» Exercise input:
----

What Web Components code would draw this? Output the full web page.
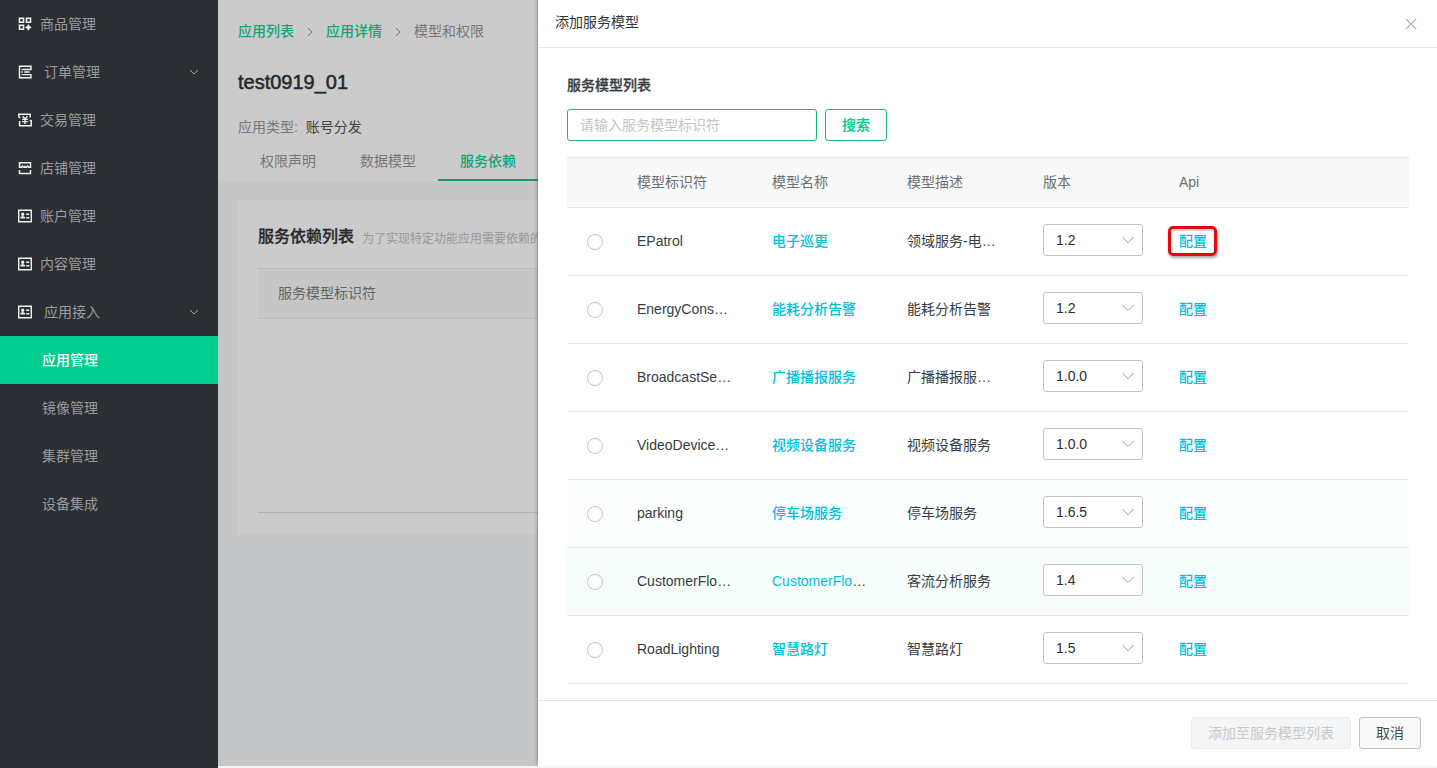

----

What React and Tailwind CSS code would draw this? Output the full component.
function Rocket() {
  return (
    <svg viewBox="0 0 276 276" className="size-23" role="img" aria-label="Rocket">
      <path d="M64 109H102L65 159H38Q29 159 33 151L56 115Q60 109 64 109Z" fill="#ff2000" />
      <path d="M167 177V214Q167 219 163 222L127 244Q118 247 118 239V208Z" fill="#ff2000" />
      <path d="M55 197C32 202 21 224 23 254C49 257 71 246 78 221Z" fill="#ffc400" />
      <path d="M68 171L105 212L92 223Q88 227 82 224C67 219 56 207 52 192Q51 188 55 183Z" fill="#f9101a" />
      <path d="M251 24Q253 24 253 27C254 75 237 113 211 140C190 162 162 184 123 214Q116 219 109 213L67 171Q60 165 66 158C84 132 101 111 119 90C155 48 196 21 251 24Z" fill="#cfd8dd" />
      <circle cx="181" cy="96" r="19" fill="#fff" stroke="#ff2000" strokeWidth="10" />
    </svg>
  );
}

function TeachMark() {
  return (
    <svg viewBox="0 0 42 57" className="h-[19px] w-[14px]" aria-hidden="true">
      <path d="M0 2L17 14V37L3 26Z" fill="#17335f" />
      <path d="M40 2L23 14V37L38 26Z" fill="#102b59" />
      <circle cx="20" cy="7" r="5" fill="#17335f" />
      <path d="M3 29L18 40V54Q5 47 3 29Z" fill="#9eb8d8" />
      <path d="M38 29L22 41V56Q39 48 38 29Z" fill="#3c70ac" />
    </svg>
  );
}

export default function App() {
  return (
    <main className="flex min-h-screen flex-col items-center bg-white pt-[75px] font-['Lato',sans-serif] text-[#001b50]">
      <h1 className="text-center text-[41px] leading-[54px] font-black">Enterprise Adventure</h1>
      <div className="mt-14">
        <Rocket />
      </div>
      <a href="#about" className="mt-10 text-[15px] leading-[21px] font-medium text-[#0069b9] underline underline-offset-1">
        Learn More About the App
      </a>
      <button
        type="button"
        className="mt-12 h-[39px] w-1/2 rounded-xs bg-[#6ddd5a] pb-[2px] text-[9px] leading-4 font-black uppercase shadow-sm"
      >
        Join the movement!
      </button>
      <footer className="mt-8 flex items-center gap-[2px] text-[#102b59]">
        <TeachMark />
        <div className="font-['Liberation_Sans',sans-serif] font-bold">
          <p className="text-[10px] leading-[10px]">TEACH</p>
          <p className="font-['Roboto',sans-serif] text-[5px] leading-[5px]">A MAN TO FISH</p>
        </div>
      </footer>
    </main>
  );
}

----

» Exercise prompt: Scan the records above for the string "this", then select every line that holds it.

» Solution below:
What Web Components code would draw this? Output the full web page.
What React and Tailwind CSS code would draw this? Output the full component.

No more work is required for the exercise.